There’s a lot going on at Natalie Chochrek’s house.
There are kids running around, a half-finished batting cage in the back yard and a full-fledged sign making, wood carving business in the carriage house out back. And, despite the chaos that seems never ending, Chochrek says she’s finally hitting her grove.
With her trusty laser cutter, pallets of wood and acrylic and a little creativity, Chochrek runs 1620 Designs out of the carriage house behind her Plymouth home. What started out as a small side project selling custom cutting boards and coasters online has turned into a full-time job that has her creating custom signs for local restaurants and businesses.
“It was a lot of trail and error. I gave up a couple of times, but I’m glad they didn’t stick because now I’ve found my little niche and my market and am doing well,” she said. “This was born out of a lot of late night brainstorming over whiskey.”
Chochrek, who’s 32, worked her entire adult life in the restaurant industry. She was a bar manager and bar tender until this summer, when 1620 Designs finally grew into something she could sustain full time. She knew she didn’t want to be in restaurants forever, but she also didn’t have any grand plans to be a wood carver or sign maker.
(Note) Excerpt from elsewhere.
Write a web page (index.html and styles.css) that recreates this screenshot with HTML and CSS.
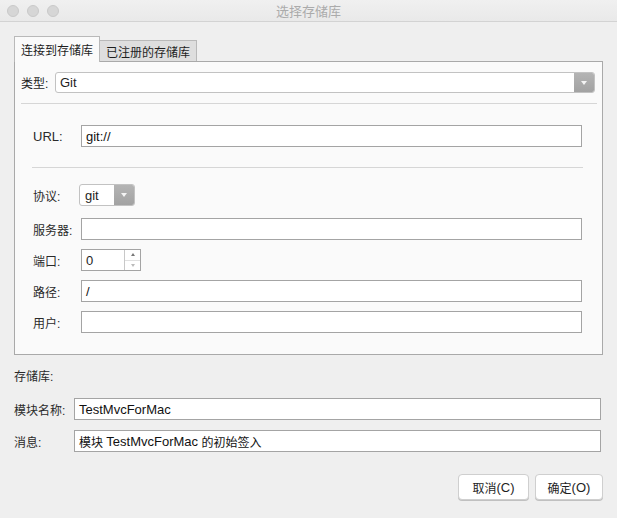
FILE: index.html
```html
<!DOCTYPE html>
<html lang="zh">
<head>
<meta charset="utf-8">
<title>选择存储库</title>
<link rel="stylesheet" href="styles.css">
</head>
<body>
<div class="window">
  <div class="titlebar">
    <div class="lights"><span class="light"></span><span class="light"></span><span class="light"></span></div>
    <div class="title">选择存储库</div>
    <div></div>
  </div>
  <div class="content">
    <div class="tabs">
      <div class="tab active">连接到存储库</div>
      <div class="tab">已注册的存储库</div>
    </div>
    <div class="panel">
      <div class="type-row">
        <span class="type-label">类型:</span>
        <div class="combo wide"><span class="combo-text latin">Git</span><span class="combo-btn"><span class="tri"></span></span></div>
      </div>
      <div class="sep outer"></div>
      <div class="group">
        <div class="row url-row"><span class="lbl latin">URL:</span><div class="field latin">git://</div></div>
        <div class="sep inner"></div>
        <div class="row proto-row"><span class="lbl">协议:</span><div class="combo small"><span class="combo-text latin">git</span><span class="combo-btn"><span class="tri"></span></span></div></div>
        <div class="row"><span class="lbl">服务器:</span><div class="field"></div></div>
        <div class="row"><span class="lbl">端口:</span><div class="spin"><span class="spin-text latin">0</span><span class="spin-arrows"><span class="up"></span><span class="down"></span></span></div></div>
        <div class="row"><span class="lbl">路径:</span><div class="field latin">/</div></div>
        <div class="row"><span class="lbl">用户:</span><div class="field"></div></div>
      </div>
    </div>
    <div class="repo-label">存储库:</div>
    <div class="brow first"><span class="blbl">模块名称:</span><div class="field latin">TestMvcForMac</div></div>
    <div class="brow"><span class="blbl">消息:</span><div class="field">模块 <span class="latin">TestMvcForMac</span> 的初始签入</div></div>
    <div class="buttons">
      <button class="btn cancel">取消<span class="latin">(C)</span></button>
      <button class="btn ok">确定<span class="latin">(O)</span></button>
    </div>
  </div>
</div>
</body>
</html>
```
FILE: styles.css
```css
* { box-sizing: border-box; }
html, body { margin: 0; padding: 0; }
body {
  width: 617px;
  height: 518px;
  background: #ececec;
  font-family: "Liberation Sans", "Noto Sans CJK SC", sans-serif;
  font-size: 12px;
  color: #1e1e1e;
  overflow: hidden;
}
.latin { font-size: 13px; }
.window { width: 617px; height: 518px; background: #efefef; }
.titlebar {
  height: 22px;
  display: grid;
  grid-template-columns: 1fr auto 1fr;
  align-items: center;
  background: linear-gradient(#f0f0f0, #e9e9e9);
  border-bottom: 1px solid #d3d3d3;
}
.lights { display: flex; gap: 8px; padding-left: 7px; }
.light {
  width: 12px; height: 12px; border-radius: 50%;
  background: #d6d6d6; border: 1px solid #c9c9c9;
}
.title { color: #ababab; font-size: 13px; }
.content { padding: 14px 14px 0 14px; }
.tabs { display: flex; align-items: flex-end; height: 25px; }
.tab {
  height: 21px;
  padding: 0 6px 0 6px;
  border: 1px solid #b9b9b9;
  border-bottom: none;
  background: #dedede;
  display: flex; align-items: center;
  color: #1e1e1e;
  margin-left: -1px;
}
.tab.active {
  background: #fafafa;
  margin-left: 0;
  padding: 0 6px 0 6px;
  position: relative;
  z-index: 1;
  margin-bottom: -1px;
  height: 26px;
}
.panel {
  width: 589px;
  height: 294px;
  background: #fafafa;
  border: 1px solid #a9a9a9;
  padding: 10px 7px 0 5px;
}
.type-row { display: flex; align-items: center; height: 21px; }
.type-label { width: 35px; padding-left: 1px; }
.combo {
  display: flex; height: 21px;
  border: 1px solid #c2c2c2; border-radius: 3px;
  background: #fff; overflow: hidden;
}
.combo.wide { width: 540px; }
.combo-text { flex: 1; display: flex; align-items: center; padding-left: 4px; }
.combo-btn {
  width: 20px; background: linear-gradient(#b4b4b4, #a2a2a2);
  display: flex; align-items: center; justify-content: center;
}
.tri {
  width: 0; height: 0;
  border-left: 3px solid transparent; border-right: 3px solid transparent;
  border-top: 4px solid #f4f4f4;
}
.sep { height: 1px; background: #d6d6d6; }
.sep.outer { margin: 10px 0 0 1px; width: 576px; }
.group { padding: 21px 13px 0 13px; }
.row { display: flex; align-items: center; height: 22px; margin-bottom: 9px; }
.lbl { width: 48px; color: #2a2a2a; }
.field {
  flex: 1; height: 22px;
  border: 1px solid #a4a4a4;
  background: #fff;
  display: flex; align-items: center;
  padding-left: 4px;
  color: #111;
  white-space: pre;
}
.url-row { margin-bottom: 0; }
.sep.inner { margin: 20px 0 16px -1px; width: 551px; }
.proto-row { margin-bottom: 12px; }
.combo.small { width: 56px; margin-left: -2px; height: 22px; }
.combo.small .combo-text { padding-left: 5px; }
.spin {
  width: 60px; height: 22px;
  border: 1px solid #a4a4a4; background: #fff;
  display: flex;
}
.spin-text { flex: 1; display: flex; align-items: center; padding-left: 4px; }
.spin-arrows {
  width: 16px; border-left: 1px solid #c8c8c8;
  display: flex; flex-direction: column;
}
.spin-arrows .up, .spin-arrows .down {
  flex: 1; display: flex; align-items: center; justify-content: center;
}
.spin-arrows .up { border-bottom: 1px solid #e0e0e0; }
.spin-arrows .up::after {
  content: ""; border-left: 2px solid transparent; border-right: 2px solid transparent;
  border-bottom: 3px solid #777;
}
.spin-arrows .down::after {
  content: ""; border-left: 2px solid transparent; border-right: 2px solid transparent;
  border-top: 3px solid #bbb;
}
.repo-label { margin-top: 13px; height: 18px; line-height: 18px; color: #2a2a2a; }
.brow { display: flex; align-items: center; height: 22px; margin-top: 10px; }
.brow.first { margin-top: 12px; }
.blbl { width: 60px; color: #2a2a2a; }
.brow .field { flex: 0 0 527px; }
.buttons {
  display: flex; justify-content: flex-end; gap: 6px;
  margin-top: 22px; padding-right: 0;
}
.btn {
  font-family: inherit; font-size: 12px; color: #1e1e1e;
  height: 26px;
  background: #fff;
  border: 1px solid #cfcfcf;
  border-radius: 4px;
  box-shadow: 0 1px 0 #c0c0c0;
  display: flex; align-items: center; justify-content: center;
  padding: 0;
}
.btn.cancel { width: 71px; }
.btn.ok { width: 68px; }
```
It wasn’t until four years ago, when her boyfriend bought a laser engraver to spruce up Jenga blocks he was making that she first caught the bug. She starting engraving cutting boards, making custom gift items and home decor, and ultimately found herself getting more and more creative with the pieces she was designing.
“I’ve always been very artistic. My mom wanted me to be an artist, but I told her artists don’t make any money,” she said. “But here we are.”
In her workshop space, Chochrek does everything herself. She designs orders on her computer, loads them into a laser cutter, stains wood, paints product and packages and ships pieces.
“It’s like an assembly line, but I’m the only one in it,” she said with a laugh. “I’ve always liked working with my hands, I’ve just always been like that.”
It’s selling directly to other businesses that has allowed Chochrek to fully dive into her own venture. In addition to generic things like “we’re open” signs and bathroom markers she sells on Amazon and Etsy, Chochrek has also started to work closely with local businesses to make signs directing customers and labeling product. It’s those custom jobs that allow her design instincts to shine.
“I’m always hoping and waiting for someone to order something fun and unique,” she said. “There are a lot of design options that are so fun for me, and I love creating a custom order and having someone love it.”
The most popular pieces are wood on wood – signs that look high-end and stand out thanks to various staining techniques. Mixes of acrylic and wood are also popular, and Chochrek is now selling 20 to 30 pieces per day — her sales are up 1,000 percent over this time last year.
“There comes a time in your business when you can say no to things, and I’m finally there,” she said. “It’s where I’ve always wanted to be and I love it.”